## BEGIN EXTRACTED MATERIAL

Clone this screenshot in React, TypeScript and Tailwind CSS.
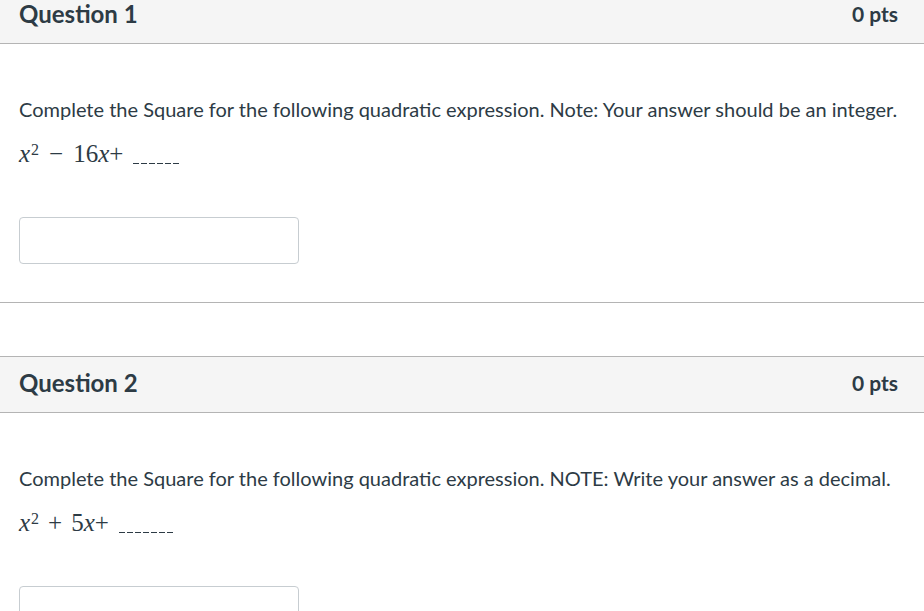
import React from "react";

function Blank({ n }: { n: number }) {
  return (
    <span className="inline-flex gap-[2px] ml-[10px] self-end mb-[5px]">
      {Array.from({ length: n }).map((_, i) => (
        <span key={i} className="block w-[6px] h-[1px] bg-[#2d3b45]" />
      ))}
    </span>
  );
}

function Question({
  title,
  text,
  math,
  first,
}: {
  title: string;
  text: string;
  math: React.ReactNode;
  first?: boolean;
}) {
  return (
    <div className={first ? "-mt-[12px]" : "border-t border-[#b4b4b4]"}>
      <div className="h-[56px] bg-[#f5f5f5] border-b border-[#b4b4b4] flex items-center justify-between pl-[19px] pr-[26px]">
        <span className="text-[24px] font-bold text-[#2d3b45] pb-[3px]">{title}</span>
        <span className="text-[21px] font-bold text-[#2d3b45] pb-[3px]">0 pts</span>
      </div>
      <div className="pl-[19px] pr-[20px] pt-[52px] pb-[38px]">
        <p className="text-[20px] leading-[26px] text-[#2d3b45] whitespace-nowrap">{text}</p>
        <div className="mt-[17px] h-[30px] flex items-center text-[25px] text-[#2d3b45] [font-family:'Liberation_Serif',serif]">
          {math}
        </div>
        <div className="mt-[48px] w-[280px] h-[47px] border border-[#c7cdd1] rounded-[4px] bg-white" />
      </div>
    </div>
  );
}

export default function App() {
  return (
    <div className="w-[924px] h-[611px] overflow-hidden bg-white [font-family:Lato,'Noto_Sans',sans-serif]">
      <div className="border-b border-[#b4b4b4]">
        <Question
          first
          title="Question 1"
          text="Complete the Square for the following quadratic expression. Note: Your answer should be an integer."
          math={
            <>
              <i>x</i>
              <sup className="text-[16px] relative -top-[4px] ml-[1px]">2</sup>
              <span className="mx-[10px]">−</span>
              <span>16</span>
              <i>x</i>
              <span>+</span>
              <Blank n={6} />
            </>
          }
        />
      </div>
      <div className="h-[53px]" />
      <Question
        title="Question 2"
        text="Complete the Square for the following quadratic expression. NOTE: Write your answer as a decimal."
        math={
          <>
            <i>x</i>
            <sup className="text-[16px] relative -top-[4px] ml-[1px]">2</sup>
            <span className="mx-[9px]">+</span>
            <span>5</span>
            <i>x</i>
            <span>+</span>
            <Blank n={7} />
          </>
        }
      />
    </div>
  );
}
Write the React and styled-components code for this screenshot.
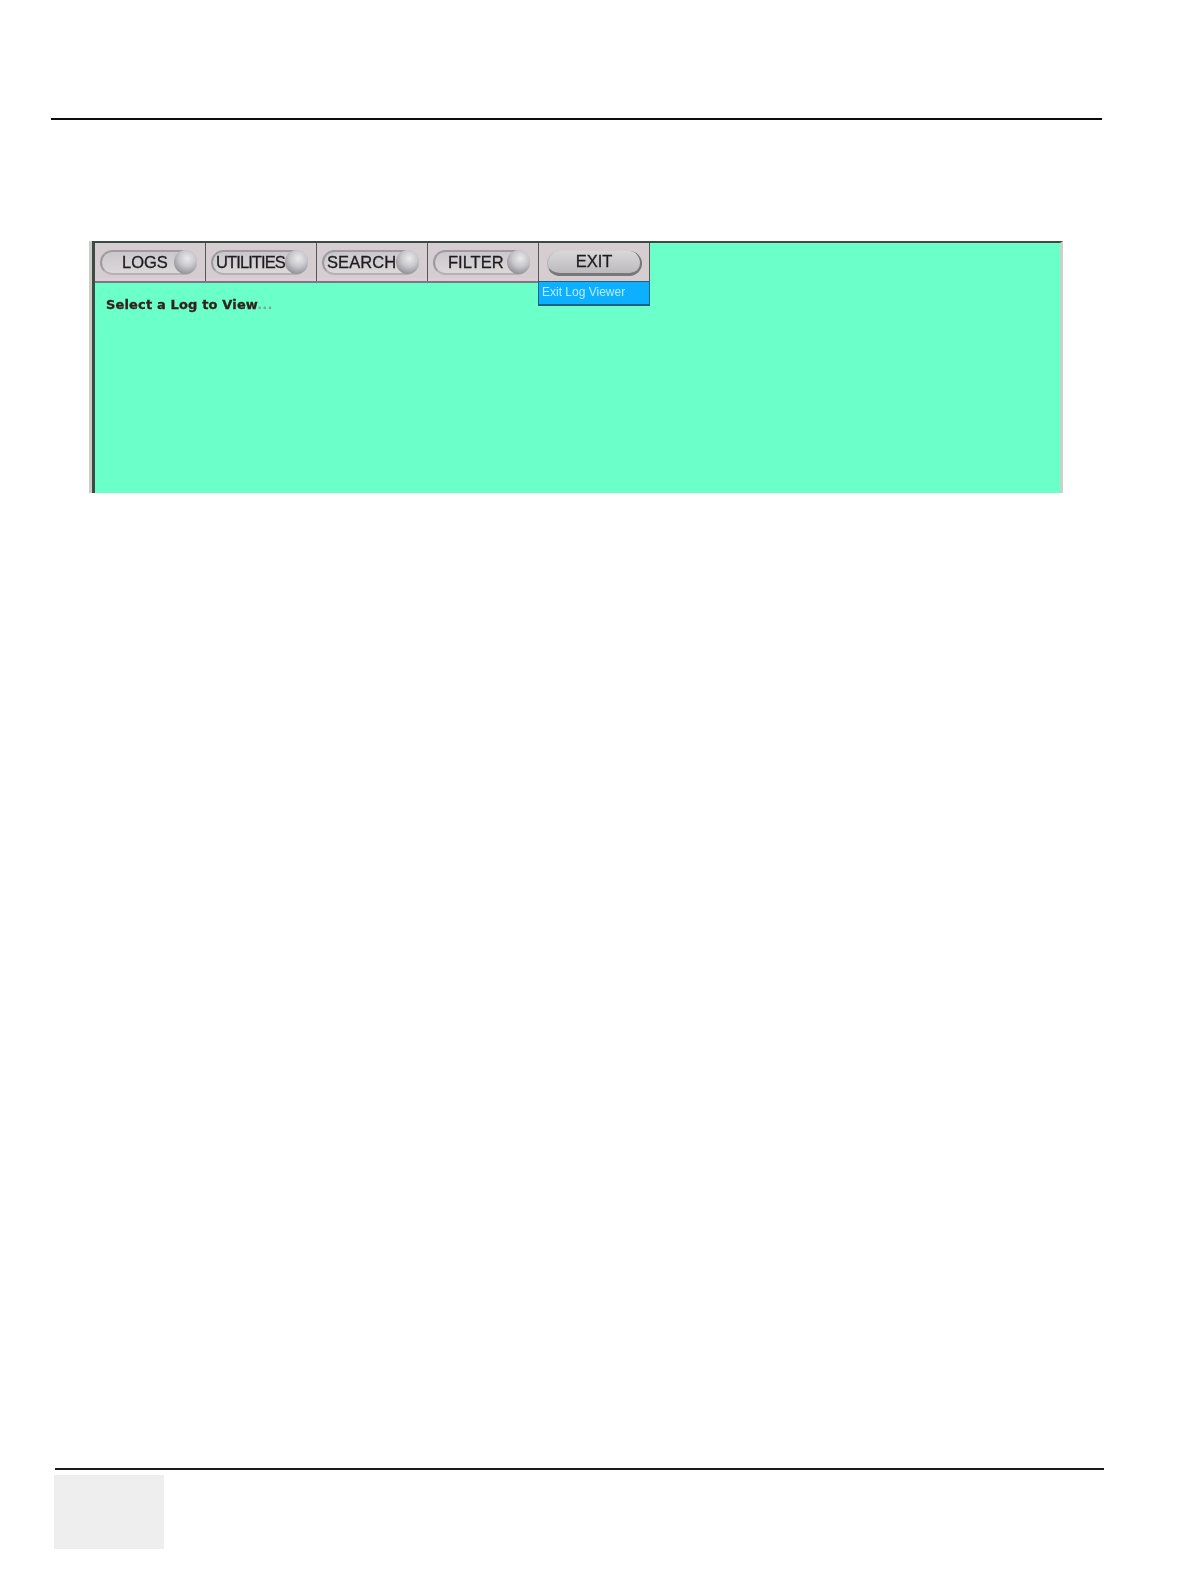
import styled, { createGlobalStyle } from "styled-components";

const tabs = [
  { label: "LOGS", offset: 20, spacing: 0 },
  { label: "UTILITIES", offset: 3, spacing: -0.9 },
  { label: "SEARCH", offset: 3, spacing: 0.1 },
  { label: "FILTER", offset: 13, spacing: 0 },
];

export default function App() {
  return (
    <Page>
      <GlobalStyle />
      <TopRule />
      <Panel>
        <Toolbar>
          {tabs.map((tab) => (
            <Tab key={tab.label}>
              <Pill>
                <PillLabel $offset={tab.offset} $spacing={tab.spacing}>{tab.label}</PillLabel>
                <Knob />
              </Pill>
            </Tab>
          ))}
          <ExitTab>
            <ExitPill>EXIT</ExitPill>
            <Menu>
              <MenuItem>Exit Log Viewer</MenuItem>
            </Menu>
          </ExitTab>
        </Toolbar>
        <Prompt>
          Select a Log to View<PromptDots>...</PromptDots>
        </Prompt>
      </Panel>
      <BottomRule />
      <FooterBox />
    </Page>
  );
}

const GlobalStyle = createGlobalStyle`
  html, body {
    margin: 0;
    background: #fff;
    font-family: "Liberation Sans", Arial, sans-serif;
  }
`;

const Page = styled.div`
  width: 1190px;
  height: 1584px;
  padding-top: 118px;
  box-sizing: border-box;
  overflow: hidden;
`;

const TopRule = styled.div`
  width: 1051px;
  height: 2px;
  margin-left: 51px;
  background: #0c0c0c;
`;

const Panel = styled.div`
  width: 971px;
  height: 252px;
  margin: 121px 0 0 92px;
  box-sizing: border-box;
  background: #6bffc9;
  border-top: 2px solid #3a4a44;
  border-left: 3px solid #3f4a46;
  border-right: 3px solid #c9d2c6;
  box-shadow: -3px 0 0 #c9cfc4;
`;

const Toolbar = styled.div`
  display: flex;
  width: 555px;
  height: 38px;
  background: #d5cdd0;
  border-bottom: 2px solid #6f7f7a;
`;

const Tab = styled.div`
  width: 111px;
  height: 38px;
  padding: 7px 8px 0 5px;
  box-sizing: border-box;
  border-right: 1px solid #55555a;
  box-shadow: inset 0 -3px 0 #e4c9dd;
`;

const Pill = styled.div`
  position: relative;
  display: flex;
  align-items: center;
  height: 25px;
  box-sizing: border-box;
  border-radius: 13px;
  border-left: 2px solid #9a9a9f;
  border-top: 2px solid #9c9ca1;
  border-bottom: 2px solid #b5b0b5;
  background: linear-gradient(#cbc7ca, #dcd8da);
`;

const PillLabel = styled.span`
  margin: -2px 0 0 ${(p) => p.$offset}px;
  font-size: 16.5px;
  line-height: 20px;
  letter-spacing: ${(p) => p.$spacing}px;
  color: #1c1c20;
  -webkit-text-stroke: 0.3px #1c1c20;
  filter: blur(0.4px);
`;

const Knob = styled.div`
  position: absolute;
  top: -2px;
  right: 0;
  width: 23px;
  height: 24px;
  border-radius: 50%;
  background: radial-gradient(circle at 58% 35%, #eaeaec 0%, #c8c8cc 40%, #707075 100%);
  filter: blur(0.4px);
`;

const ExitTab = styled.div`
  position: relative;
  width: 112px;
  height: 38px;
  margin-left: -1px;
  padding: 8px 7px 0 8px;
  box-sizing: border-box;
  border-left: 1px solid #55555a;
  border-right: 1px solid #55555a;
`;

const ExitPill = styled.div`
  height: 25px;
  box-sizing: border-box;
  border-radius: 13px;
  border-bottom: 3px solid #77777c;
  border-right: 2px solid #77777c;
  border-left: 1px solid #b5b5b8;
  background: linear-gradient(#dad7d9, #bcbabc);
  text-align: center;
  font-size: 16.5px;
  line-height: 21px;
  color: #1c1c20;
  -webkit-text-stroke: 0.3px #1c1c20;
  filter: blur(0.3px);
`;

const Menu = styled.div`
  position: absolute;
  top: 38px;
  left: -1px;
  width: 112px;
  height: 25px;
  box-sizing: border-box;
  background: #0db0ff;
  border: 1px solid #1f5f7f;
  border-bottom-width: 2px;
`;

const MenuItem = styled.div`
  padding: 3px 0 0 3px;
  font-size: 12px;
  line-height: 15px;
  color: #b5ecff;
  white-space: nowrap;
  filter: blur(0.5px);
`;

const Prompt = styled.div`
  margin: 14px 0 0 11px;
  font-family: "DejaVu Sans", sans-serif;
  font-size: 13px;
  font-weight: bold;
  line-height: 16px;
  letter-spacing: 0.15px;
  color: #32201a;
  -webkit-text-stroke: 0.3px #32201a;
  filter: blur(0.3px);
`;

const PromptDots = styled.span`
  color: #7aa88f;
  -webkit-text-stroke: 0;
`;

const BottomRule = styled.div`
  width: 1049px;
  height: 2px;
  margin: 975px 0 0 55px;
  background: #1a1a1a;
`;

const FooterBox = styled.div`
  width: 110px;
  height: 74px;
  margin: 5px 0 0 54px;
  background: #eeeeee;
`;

## END EXTRACTED MATERIAL

## YOUR TASK
Find the word "this" in the records and pull out each line that has it.

## SOLUTION BELOW
Clone this screenshot in React, TypeScript and Tailwind CSS.
Write the React and styled-components code for this screenshot.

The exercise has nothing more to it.